Request:
Go through the listing and set it down exactly, leaving out its pictures.

Given data:
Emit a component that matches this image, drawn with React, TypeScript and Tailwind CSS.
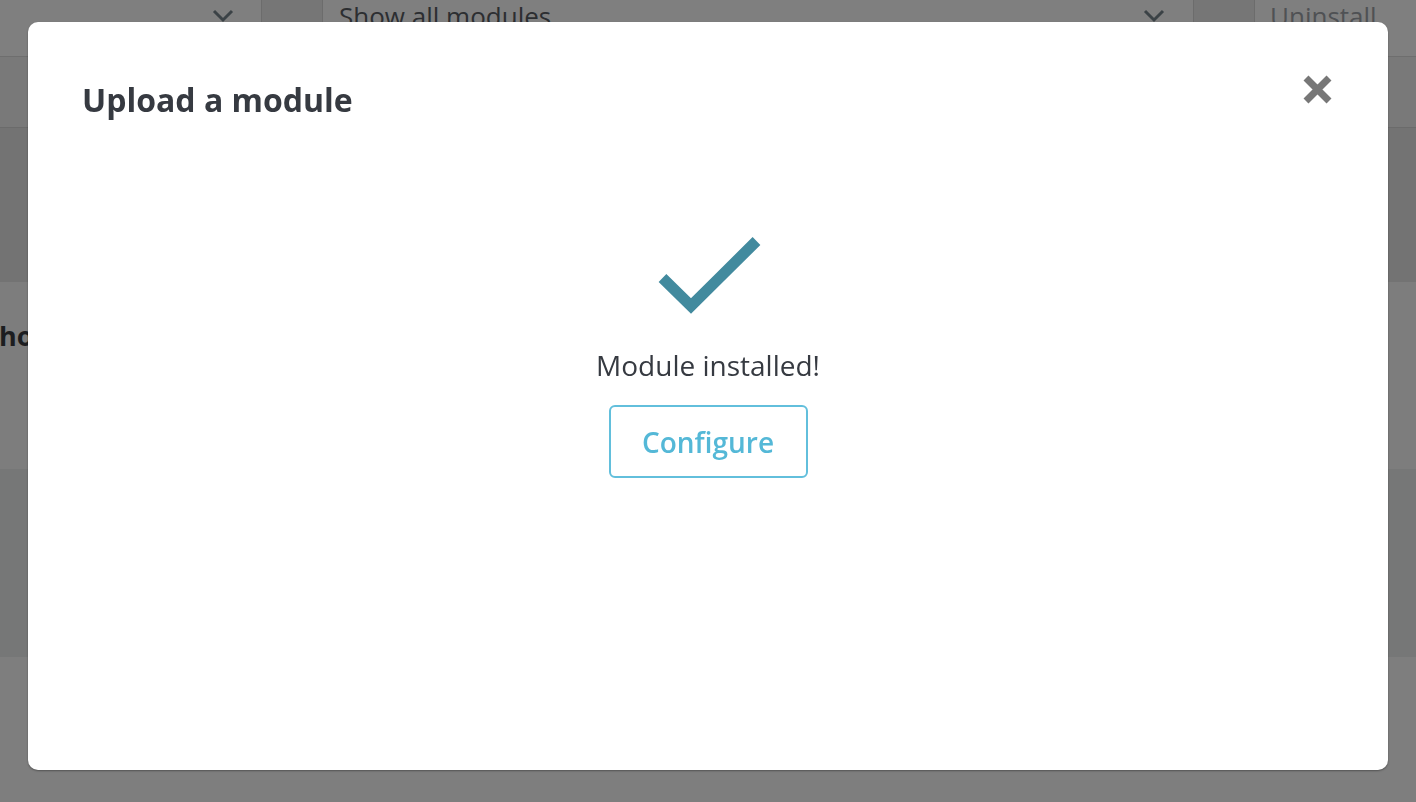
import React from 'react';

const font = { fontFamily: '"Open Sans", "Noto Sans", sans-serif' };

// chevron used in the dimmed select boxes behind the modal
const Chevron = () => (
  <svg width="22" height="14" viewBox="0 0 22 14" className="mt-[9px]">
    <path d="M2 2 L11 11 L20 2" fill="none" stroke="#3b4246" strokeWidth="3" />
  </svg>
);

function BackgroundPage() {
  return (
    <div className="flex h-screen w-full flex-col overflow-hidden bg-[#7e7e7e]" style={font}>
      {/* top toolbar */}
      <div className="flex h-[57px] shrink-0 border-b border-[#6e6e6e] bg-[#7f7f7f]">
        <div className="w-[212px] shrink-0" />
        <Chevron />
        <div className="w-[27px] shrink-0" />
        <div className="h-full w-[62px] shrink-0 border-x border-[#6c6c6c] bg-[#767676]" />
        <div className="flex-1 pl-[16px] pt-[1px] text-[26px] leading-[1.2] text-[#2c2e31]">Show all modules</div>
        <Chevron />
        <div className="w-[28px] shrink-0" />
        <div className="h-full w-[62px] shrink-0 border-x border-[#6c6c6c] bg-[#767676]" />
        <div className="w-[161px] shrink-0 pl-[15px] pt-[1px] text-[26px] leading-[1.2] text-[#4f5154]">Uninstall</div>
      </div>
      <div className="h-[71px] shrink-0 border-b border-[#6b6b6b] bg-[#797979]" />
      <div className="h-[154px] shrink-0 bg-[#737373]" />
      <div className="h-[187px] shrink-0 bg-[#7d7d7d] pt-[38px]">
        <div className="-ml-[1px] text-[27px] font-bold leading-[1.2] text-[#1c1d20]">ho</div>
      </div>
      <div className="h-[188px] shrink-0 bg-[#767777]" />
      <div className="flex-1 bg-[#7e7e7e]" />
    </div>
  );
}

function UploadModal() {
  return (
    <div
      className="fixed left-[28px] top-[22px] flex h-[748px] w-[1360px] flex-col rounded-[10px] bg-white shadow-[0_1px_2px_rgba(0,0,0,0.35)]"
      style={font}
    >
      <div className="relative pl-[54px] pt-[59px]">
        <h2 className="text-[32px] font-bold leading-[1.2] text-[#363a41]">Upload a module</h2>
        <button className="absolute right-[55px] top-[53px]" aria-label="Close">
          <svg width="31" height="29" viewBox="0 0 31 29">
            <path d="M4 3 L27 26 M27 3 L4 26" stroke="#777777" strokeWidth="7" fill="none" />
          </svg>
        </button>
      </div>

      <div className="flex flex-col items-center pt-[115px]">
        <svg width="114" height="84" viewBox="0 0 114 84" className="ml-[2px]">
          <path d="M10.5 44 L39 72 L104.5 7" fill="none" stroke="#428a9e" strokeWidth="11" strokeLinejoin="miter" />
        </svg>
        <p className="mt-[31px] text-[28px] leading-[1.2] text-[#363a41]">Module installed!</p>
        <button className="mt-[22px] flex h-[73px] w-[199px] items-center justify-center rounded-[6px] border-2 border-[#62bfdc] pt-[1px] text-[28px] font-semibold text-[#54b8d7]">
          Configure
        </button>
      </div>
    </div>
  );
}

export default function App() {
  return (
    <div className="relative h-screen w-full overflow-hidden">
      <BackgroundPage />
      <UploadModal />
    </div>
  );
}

Correct result:
Emit a component that matches this image, drawn with React, TypeScript and Tailwind CSS.
import React from 'react';

const font = { fontFamily: '"Open Sans", "Noto Sans", sans-serif' };

// chevron used in the dimmed select boxes behind the modal
const Chevron = () => (
  <svg width="22" height="14" viewBox="0 0 22 14" className="mt-[9px]">
    <path d="M2 2 L11 11 L20 2" fill="none" stroke="#3b4246" strokeWidth="3" />
  </svg>
);

function BackgroundPage() {
  return (
    <div className="flex h-screen w-full flex-col overflow-hidden bg-[#7e7e7e]" style={font}>
      {/* top toolbar */}
      <div className="flex h-[57px] shrink-0 border-b border-[#6e6e6e] bg-[#7f7f7f]">
        <div className="w-[212px] shrink-0" />
        <Chevron />
        <div className="w-[27px] shrink-0" />
        <div className="h-full w-[62px] shrink-0 border-x border-[#6c6c6c] bg-[#767676]" />
        <div className="flex-1 pl-[16px] pt-[1px] text-[26px] leading-[1.2] text-[#2c2e31]">Show all modules</div>
        <Chevron />
        <div className="w-[28px] shrink-0" />
        <div className="h-full w-[62px] shrink-0 border-x border-[#6c6c6c] bg-[#767676]" />
        <div className="w-[161px] shrink-0 pl-[15px] pt-[1px] text-[26px] leading-[1.2] text-[#4f5154]">Uninstall</div>
      </div>
      <div className="h-[71px] shrink-0 border-b border-[#6b6b6b] bg-[#797979]" />
      <div className="h-[154px] shrink-0 bg-[#737373]" />
      <div className="h-[187px] shrink-0 bg-[#7d7d7d] pt-[38px]">
        <div className="-ml-[1px] text-[27px] font-bold leading-[1.2] text-[#1c1d20]">ho</div>
      </div>
      <div className="h-[188px] shrink-0 bg-[#767777]" />
      <div className="flex-1 bg-[#7e7e7e]" />
    </div>
  );
}

function UploadModal() {
  return (
    <div
      className="fixed left-[28px] top-[22px] flex h-[748px] w-[1360px] flex-col rounded-[10px] bg-white shadow-[0_1px_2px_rgba(0,0,0,0.35)]"
      style={font}
    >
      <div className="relative pl-[54px] pt-[59px]">
        <h2 className="text-[32px] font-bold leading-[1.2] text-[#363a41]">Upload a module</h2>
        <button className="absolute right-[55px] top-[53px]" aria-label="Close">
          <svg width="31" height="29" viewBox="0 0 31 29">
            <path d="M4 3 L27 26 M27 3 L4 26" stroke="#777777" strokeWidth="7" fill="none" />
          </svg>
        </button>
      </div>

      <div className="flex flex-col items-center pt-[115px]">
        <svg width="114" height="84" viewBox="0 0 114 84" className="ml-[2px]">
          <path d="M10.5 44 L39 72 L104.5 7" fill="none" stroke="#428a9e" strokeWidth="11" strokeLinejoin="miter" />
        </svg>
        <p className="mt-[31px] text-[28px] leading-[1.2] text-[#363a41]">Module installed!</p>
        <button className="mt-[22px] flex h-[73px] w-[199px] items-center justify-center rounded-[6px] border-2 border-[#62bfdc] pt-[1px] text-[28px] font-semibold text-[#54b8d7]">
          Configure
        </button>
      </div>
    </div>
  );
}

export default function App() {
  return (
    <div className="relative h-screen w-full overflow-hidden">
      <BackgroundPage />
      <UploadModal />
    </div>
  );
}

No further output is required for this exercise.